The events, Mamdani continued, are “intergenerational moments,” where “people of all ages can come and can enjoy themselves” — a welcome opportunity for a generation perhaps defined by its difficulty in forming community offline, lacking access to IRL “third spaces.”
Those events are a complement to the campaign’s extremely robust canvassing operation. Mamdani ticked off the statistics in rapid-fire: 52,000 volunteers knocking on 1.6 million doors and making 2.1 million phone calls during the primary; today, he claimed, some 90,000 volunteers.
But, he said, it’s not just the numbers. “I think what gets lost in some of the statistics is the stories of friends that have been made, of communities that have been formed,” Mamdani noted.
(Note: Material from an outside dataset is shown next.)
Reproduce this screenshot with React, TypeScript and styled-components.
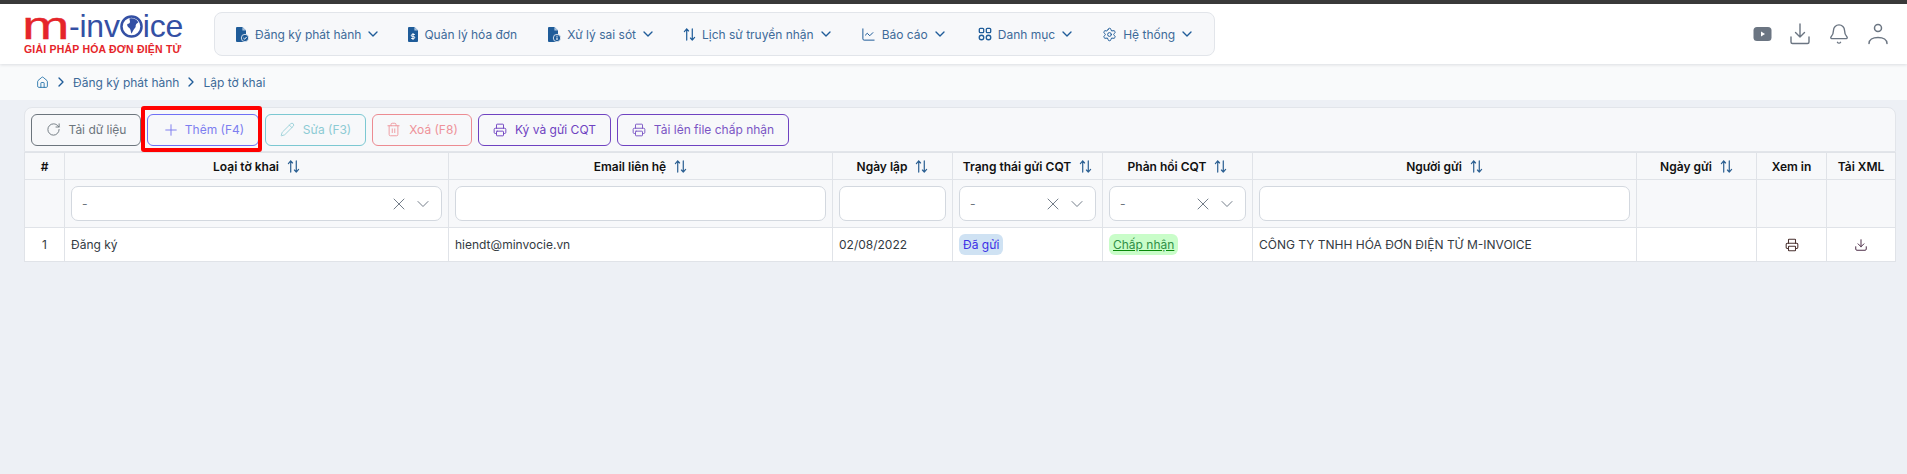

Some of those relationships have been, to his earlier point, intergenerational.
Mamdani’s mother, for instance, has been canvassing for him — and “at one point, she had a regular 25- [or] 26-year-old canvassing buddy that she would complain walked too fast,” he said with a laugh. “Even today, you know, she called me, like, ‘Which poll is right? Which one should we be looking at? Should we be nervous? How should we feel?’” Mamdani ended the conversation as he “always [does], no matter who [he’s] speaking to”: by emphasizing the importance of canvassing itself.
“The best way to deal with any of our anxiety about the elections, the best way to actually understand how to respond to any one poll is to go out there and understand that it’s New Yorkers who are going to determine this election,” Mamdani told Teen Vogue. “It’s New Yorkers who we can speak to at the doors.”
Polling indicates that, for young people, this approach seems to be working. ABC News and the Harvard Institute of Politics’ focus group consisted of voters age 22 to 29 from four of the five boroughs. Two participants now supporting Mamdani had voted for Trump, defying the antagonistic relationship between the mayoral candidate and the president. All of the participants brought up Mamdani’s prioritization of affordability — a focus when at the doors with his canvassing operation — with others citing his position on Israel and, what ABC News described as, his “anti-establishment” campaign.